Also known as: Hyperthermic intraperitoneal chemoperfusion, hyperthermic intraperitoneal chemotherapy, heated chemotherapy
What is HIPEC?
HIPEC is an abdominal cancer treatment that is used after all tumors have been surgically removed from the abdomen. It involves treating the abdomen with heated chemotherapy to destroy any remaining cancer cells and potentially prevent the growth of new tumors.
What happens during the treatment?
HIPEC is typically the second step of a two-part medical procedure. The first step is a surgical procedure to remove all visible tumors from the abdomen (cytoreductive surgery). Once this is complete, a catheter is used to deliver a heated chemotherapy solution directly into the abdomen. This cytoreductive surgery with HIPEC is a complex medical procedure that can take between 8 and 14 hours to complete. Patients may have a hospital stay of 10 to 12 days after the procedure.

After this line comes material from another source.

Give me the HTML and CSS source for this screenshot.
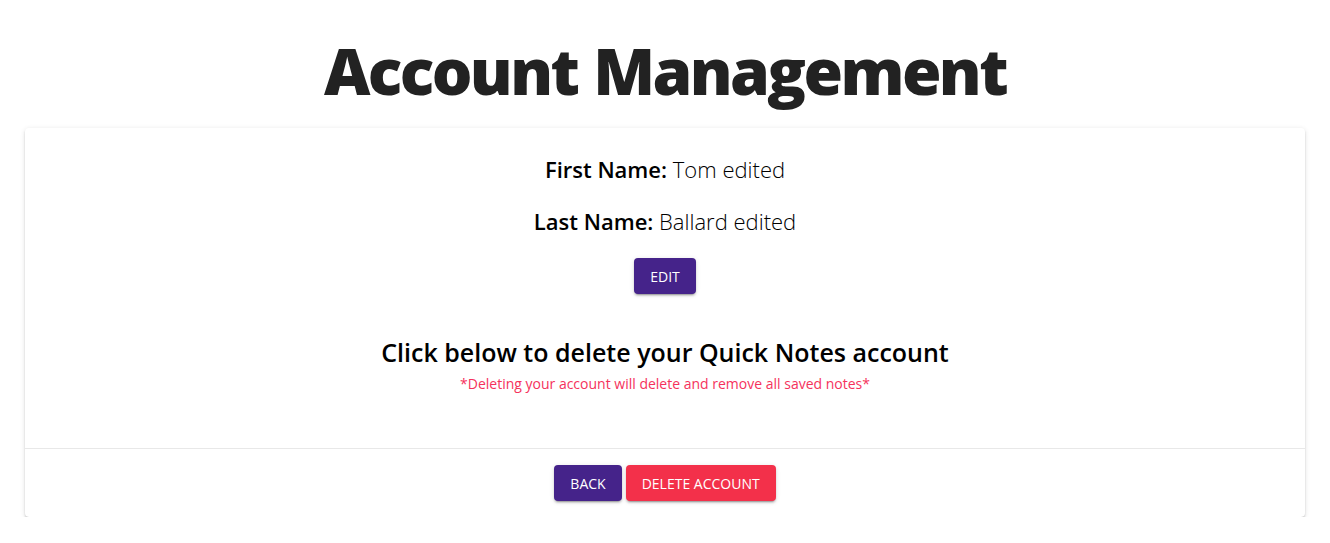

HIPEC differs from HITEC (hyperthermic intrathoracic chemotherapy), which is a similar procedure used to treat cancer that has spread to the thoracic cavity.
Is any special preparation needed?
Cytoreductive surgery with HIPEC is a major medical procedure that requires a lengthy hospital stay and recovery process afterward. Patients will receive a thorough evaluation related to their other existing medical conditions, cancer location, surgical history and physical strength to determine if they are candidates for the procedure. You’ll want to speak with your health care provider about any specific steps required to prepare for this procedure.

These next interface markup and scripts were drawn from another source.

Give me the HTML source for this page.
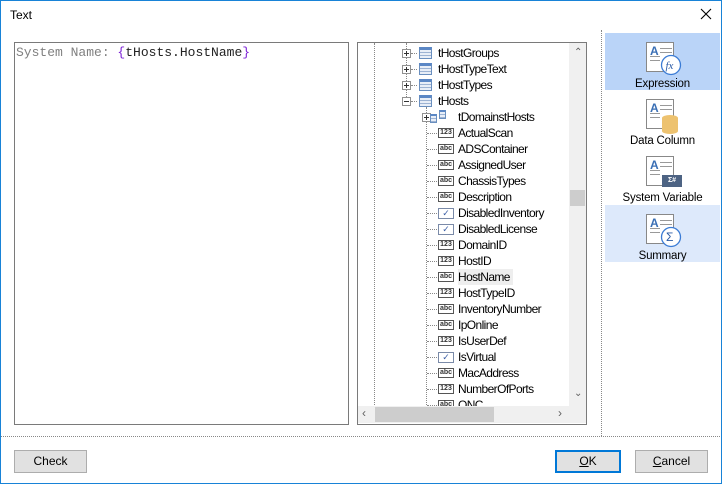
<!DOCTYPE html>
<html><head><style>
*{margin:0;padding:0;box-sizing:border-box}
body{width:722px;height:484px;background:#fff;font-family:"Liberation Sans",sans-serif;font-size:12px;color:#000;position:relative;overflow:hidden}
.win{position:absolute;left:0;top:0;width:722px;height:484px;border:1px solid #1883d7}
.abs{position:absolute}
.row{position:absolute;height:16px;line-height:16px;font-size:12px;letter-spacing:-0.6px;white-space:nowrap}
.exp{position:absolute;width:9px;height:9px;border:1px solid #919191;background:#fff}
.exp:before{content:"";position:absolute;left:1px;top:3px;width:5px;height:1px;background:#333}
.exp.p:after{content:"";position:absolute;left:3px;top:1px;width:1px;height:5px;background:#333}
.tbl{position:absolute;width:13px;height:12px;border:1px solid #6a8fbf;background:repeating-linear-gradient(#e8eef7 0 2px,#9db3d3 2px 3px);border-top:3px solid #5b87c5}
.ti{position:absolute;width:16px;height:10px;border:1px solid #555;font-size:7px;line-height:8px;text-align:center;font-weight:bold;color:#333;background:#fff}
.ck{position:absolute;width:16px;height:11px;border:1px solid #7a8aa8;color:#3c5fa6;font-size:9px;line-height:9px;text-align:center;background:#fff}
.hd{position:absolute;height:0;border-top:1px dotted #888}
.vd{position:absolute;width:0;border-left:1px dotted #888}
.btn{position:absolute;height:23px;border:1px solid #adadad;background:#e1e1e1;text-align:center;line-height:21px;font-size:12px}
.item{position:absolute;left:605px;width:115px;height:57px;text-align:center}
.item .lbl{position:absolute;left:0;right:0;top:44px;font-size:11.5px;line-height:14px;letter-spacing:-0.2px}
.ico{position:absolute;left:41px;top:9px;width:28px;height:30px;border:1px solid #888;background:#fff}
.ico b{position:absolute;left:3px;top:1px;font-size:12px;color:#3a6fb5}
.ico i{position:absolute;left:13px;height:1px;width:12px;background:#999}
</style></head><body>
<div class="win"></div>
<div class="abs" style="left:10px;top:8px;font-size:12px">Text</div>
<svg class="abs" style="left:700px;top:8px" width="12" height="12"><path d="M1 1L11 11M11 1L1 11" stroke="#000" stroke-width="1.1"/></svg>

<div class="abs" style="left:14px;top:42px;width:335px;height:383px;border:1px solid #7a7a7a"></div>
<div class="abs" style="left:16px;top:45px;font-family:'Liberation Mono',monospace;font-size:13px;color:#808080;white-space:pre">System Name: <span style="color:#7b1fd6">{</span><span style="color:#222">tHosts.HostName</span><span style="color:#7b1fd6">}</span></div>

<div class="abs" style="left:357px;top:42px;width:230px;height:383px;border:1px solid #7a7a7a;overflow:hidden">
<div class="vd" style="left:16px;top:0;height:380px"></div>
<div class="vd" style="left:48px;top:0;height:60px"></div>
<div class="vd" style="left:68px;top:64px;height:300px"></div>
</div>
<div id="tree"></div>
<div class="abs" style="left:569px;top:43px;width:17px;height:363px;background:#f0f0f0"></div>
<div class="abs" style="left:570px;top:190px;width:15px;height:16px;background:#cdcdcd"></div>
<div class="abs" style="left:574px;top:47px;font-size:10px;color:#606060">&#8963;</div>
<div class="abs" style="left:574px;top:388px;font-size:10px;color:#606060">&#8964;</div>
<div class="abs" style="left:358px;top:406px;width:211px;height:17px;background:#f0f0f0"></div>
<div class="abs" style="left:375px;top:407px;width:119px;height:15px;background:#cdcdcd"></div>
<div class="abs" style="left:362px;top:406px;font-size:12px;color:#606060">&lsaquo;</div>
<div class="abs" style="left:558px;top:406px;font-size:12px;color:#606060">&rsaquo;</div>
<div class="abs" style="left:569px;top:406px;width:17px;height:17px;background:#f0f0f0"></div>

<div class="vd" style="left:601px;top:30px;height:406px"></div>
<div class="hd" style="left:1px;top:436px;width:719px"></div>
<div class="item" style="top:33px;background:#bad4f8"><div class="ico"><b>A</b><i style="top:5px"></i><i style="top:9px"></i><i style="top:13px;left:3px;width:10px"></i><i style="top:17px;left:3px;width:10px"></i></div>
<svg class="abs" style="left:55px;top:21px" width="22" height="22"><circle cx="11" cy="11" r="9.5" fill="#fff" stroke="#3a7bd5" stroke-width="1.3"/><text x="5.5" y="15" font-size="11" font-style="italic" fill="#2a5aa5" font-family="Liberation Serif">fx</text></svg>
<div class="lbl">Expression</div></div>
<div class="item" style="top:90px"><div class="ico"><b>A</b><i style="top:5px"></i><i style="top:9px"></i><i style="top:13px;left:3px;width:10px"></i><i style="top:17px;left:3px;width:10px"></i></div>
<div class="abs" style="left:57px;top:25px;width:16px;height:19px;background:#edc26f;border-radius:8px/3px"></div>
<div class="lbl">Data Column</div></div>
<div class="item" style="top:147px"><div class="ico"><b>A</b><i style="top:5px"></i><i style="top:9px"></i><i style="top:13px;left:3px;width:10px"></i><i style="top:17px;left:3px;width:10px"></i></div>
<div class="abs" style="left:57px;top:28px;width:20px;height:12px;background:#4d6383;color:#fff;font-size:7px;line-height:12px;font-weight:bold">Σ#</div>
<div class="lbl">System Variable</div></div>
<div class="item" style="top:205px;background:#dde9fb"><div class="ico"><b>A</b><i style="top:5px"></i><i style="top:9px"></i><i style="top:13px;left:3px;width:10px"></i><i style="top:17px;left:3px;width:10px"></i></div>
<svg class="abs" style="left:55px;top:21px" width="22" height="22"><circle cx="11" cy="11" r="9.5" fill="#fff" stroke="#3a7bd5" stroke-width="1.3"/><text x="6" y="15" font-size="12" fill="#2a5aa5" font-family="Liberation Sans">Σ</text></svg>
<div class="lbl">Summary</div></div>

<div class="btn" style="left:14px;top:450px;width:73px">Check</div>
<div class="btn" style="left:555px;top:450px;width:66px;border:2px solid #0078d7;line-height:19px"><u>O</u>K</div>
<div class="btn" style="left:635px;top:450px;width:73px"><u>C</u>ancel</div>

<script>
var t=document.getElementById('tree'),h='';
var L1=['tHostGroups','tHostTypeText','tHostTypes','tHosts'];
L1.forEach(function(n,i){var y=45+i*16;
h+='<div class="exp'+(i<3?' p':'')+'" style="left:402px;top:'+(y+4)+'px"></div><div class="hd" style="left:411px;top:'+(y+8)+'px;width:6px"></div><div class="tbl" style="left:419px;top:'+(y+2)+'px"></div><div class="row" style="left:438px;top:'+y+'px">'+n+'</div>';});
var y=45+64;
h+='<div class="exp p" style="left:422px;top:'+(y+4)+'px"></div><div class="tbl" style="left:430px;top:'+(y+5)+'px;width:7px;height:9px;border-top-width:2px"></div><div class="tbl" style="left:439px;top:'+(y+1)+'px;width:7px;height:9px;border-top-width:2px"></div><div class="row" style="left:458px;top:'+y+'px">tDomainstHosts</div>';
var F=[['ActualScan','n'],['ADSContainer','a'],['AssignedUser','a'],['ChassisTypes','a'],['Description','a'],['DisabledInventory','c'],['DisabledLicense','c'],['DomainID','n'],['HostID','n'],['HostName','a'],['HostTypeID','n'],['InventoryNumber','a'],['IpOnline','a'],['IsUserDef','n'],['IsVirtual','c'],['MacAddress','a'],['NumberOfPorts','n'],['ONC','a']];
F.forEach(function(f,i){var y=45+80+i*16;if(y>398)return;
var ic=f[1]=='c'?'<div class="ck" style="left:438px;top:'+(y+3)+'px">&#10003;</div>':'<div class="ti" style="left:438px;top:'+(y+3)+'px">'+(f[1]=='n'?'123':'abc')+'</div>';
h+='<div class="hd" style="left:427px;top:'+(y+8)+'px;width:10px"></div>'+ic+'<div class="row" style="left:458px;top:'+y+'px;'+(f[0]=='HostName'?'background:#eee;padding-right:3px':'')+'">'+f[0]+'</div>';});
t.innerHTML='<div class="abs" style="left:0;top:0;width:569px;height:406px;overflow:hidden">'+h+'</div>';
</script>
</body></html>
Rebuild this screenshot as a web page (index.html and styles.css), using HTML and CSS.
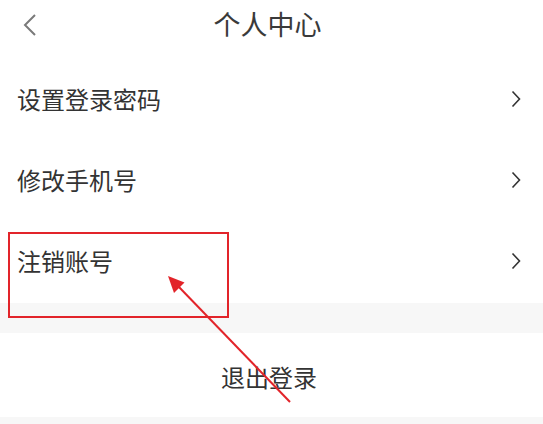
FILE: index.html
```html
<!DOCTYPE html>
<html lang="zh-CN">
<head>
<meta charset="utf-8">
<title>个人中心</title>
<link rel="stylesheet" href="styles.css">
</head>
<body>
<div class="page">
  <header class="header">
    <span class="back">
      <svg width="14" height="22" viewBox="0 0 14 22"><polyline points="12,1 2,11 12,21" fill="none" stroke="#7a7a7a" stroke-width="2"/></svg>
    </span>
    <h1 class="title">个人中心</h1>
    <span></span>
  </header>

  <ul class="menu">
    <li class="item"><span class="label">设置登录密码</span><svg class="chev" width="10" height="18" viewBox="0 0 10 18"><polyline points="1.5,1.5 8.5,9 1.5,16.5" fill="none" stroke="#333" stroke-width="1.6"/></svg></li>
    <li class="item"><span class="label">修改手机号</span><svg class="chev" width="10" height="18" viewBox="0 0 10 18"><polyline points="1.5,1.5 8.5,9 1.5,16.5" fill="none" stroke="#333" stroke-width="1.6"/></svg></li>
    <li class="item"><span class="label">注销账号</span><svg class="chev" width="10" height="18" viewBox="0 0 10 18"><polyline points="1.5,1.5 8.5,9 1.5,16.5" fill="none" stroke="#333" stroke-width="1.6"/></svg></li>
  </ul>

  <div class="gap"></div>

  <div class="logout">退出登录</div>

  <div class="foot"></div>

  <!-- annotation layer: highlight box and pointer arrow -->
  <svg class="marks" width="543" height="424" viewBox="0 0 543 424">
    <rect x="9" y="233" width="219" height="84" fill="none" stroke="#e2242a" stroke-width="2"/>
    <line x1="290" y1="402" x2="178" y2="286" stroke="#e2242a" stroke-width="2"/>
    <polygon points="168,276 184.5,282.5 174,293" fill="#e2242a"/>
  </svg>
</div>
</body>
</html>
```

FILE: styles.css
```css
* { box-sizing: border-box; }

html, body {
  margin: 0;
  padding: 0;
  background: #ffffff;
}

.page {
  position: relative;
  width: 543px;
  height: 424px;
  overflow: hidden;
  font-family: "Noto Sans CJK SC", "Noto Sans", sans-serif;
  color: #333333;
}

.header {
  height: 48px;
  display: grid;
  grid-template-columns: 56px 1fr 64px;
  align-items: center;
}

.back {
  display: flex;
  align-items: center;
  padding-left: 23px;
  padding-top: 1px;
}

.title {
  margin: 0;
  text-align: center;
  font-size: 27px;
  font-weight: 400;
  line-height: 30px;
  color: #3a3a3a;
}

.menu {
  list-style: none;
  margin: 12px 0 0;
  padding: 0;
}

.item {
  height: 81px;
  display: flex;
  align-items: center;
  justify-content: space-between;
  padding: 0 22px 4px 17px;
}

.label {
  font-size: 24px;
  line-height: 28px;
}

.chev {
  margin-top: 0;
}

.gap {
  height: 30px;
  background: #f7f7f7;
}

.logout {
  height: 84px;
  display: flex;
  align-items: center;
  justify-content: center;
  padding: 4px 5px 0 0;
  font-size: 24px;
  line-height: 28px;
}

.foot {
  height: 7px;
  background: #f7f7f7;
}

.marks {
  position: absolute;
  left: 0;
  top: 0;
  pointer-events: none;
}
```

What are the risk factors?
Bleeding, infection, blood clot formation, the development of a fistula, or problems consuming enough calories are all potential risks of HIPEC. However, the procedure is generally well-tolerated and produces fewer side effects than traditional chemotherapy. It has also been shown to improve survival rates and quality of life for patients who choose this treatment method.